Legislation has been introduced in Congress that calls for the government to open a KIDS Account of at least $500 for every baby born in the United States. And President Bush's first Treasury secretary, Paul H. O'Neill, has been giving speeches around the country, promoting an even bolder plan he has devised for children's accounts that he says would guarantee every American at least $1 million by age 65, eventually eliminating the need for Social Security.
Fostering savings from childhood is, in a sense, a spillover from the debate over whether to establish private investment accounts in Social Security, the nation's fragile retirement system. But unlike the partisan rancor that runs through the Social Security debate, children's accounts are gaining proponents across the ideological spectrum. Conservative Republicans construe them as a form of the market-oriented "ownership society" that Bush touts. Liberal Democrats view them as an extension of the Great Society of the 1960s that created government programs to lift people from poverty.

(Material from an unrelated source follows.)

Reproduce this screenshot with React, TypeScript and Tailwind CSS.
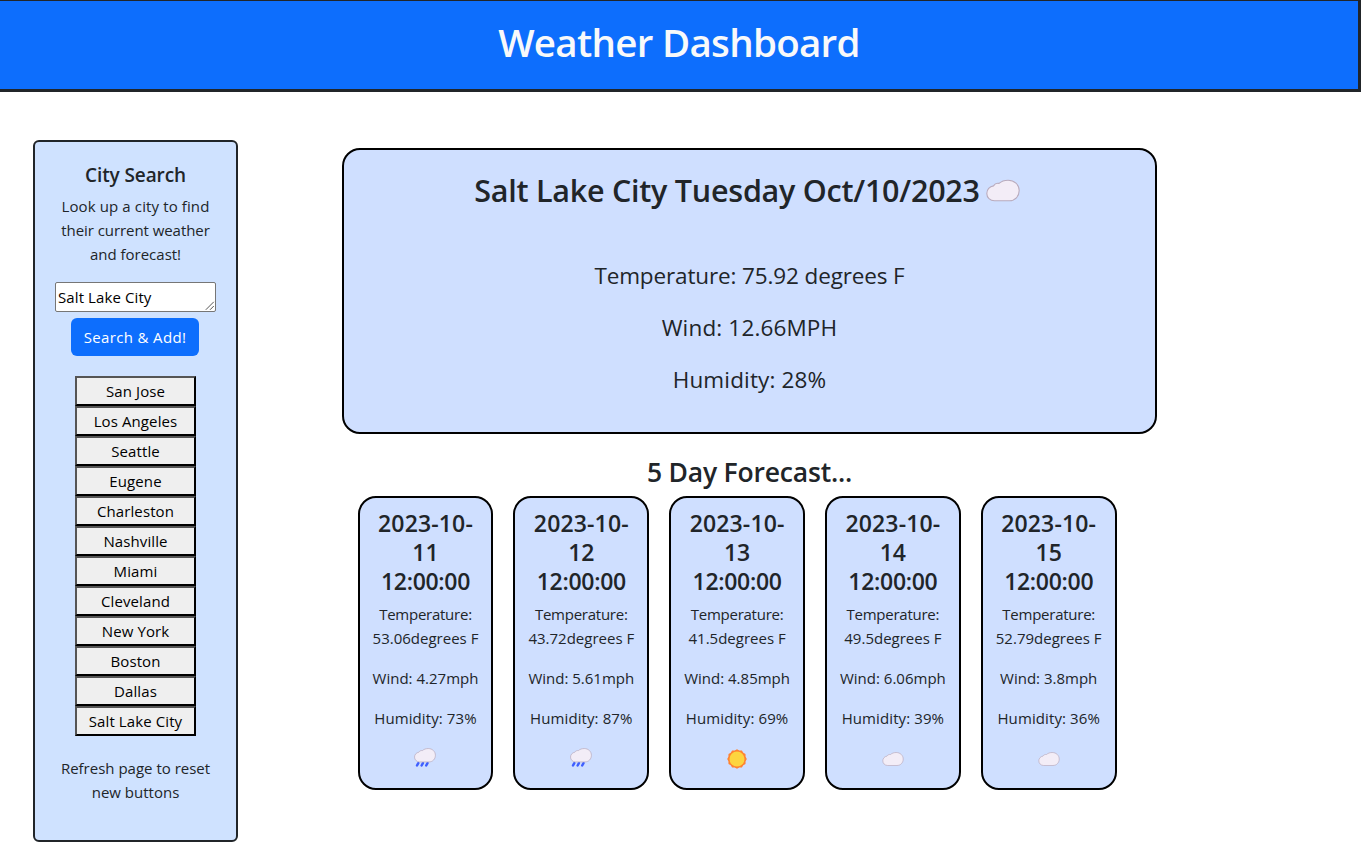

"It's a simple kind of merging of the stereotypes of the parties," said Rep. Harold E. Ford Jr. (D-Tenn.), sponsor of a bill that would create KIDS Accounts. "You give to people; you put some responsibility on people to save, as well."
Despite bipartisan cheerleading, such accounts have skeptics on the right, who are disdainful of a new government handout, and on the left, who fear the expense would drain money from other social needs.
The Right can't stand that reform is going to be universal and expensive up front and the Left can't stand that it means ceding control from government to individuals and the markets.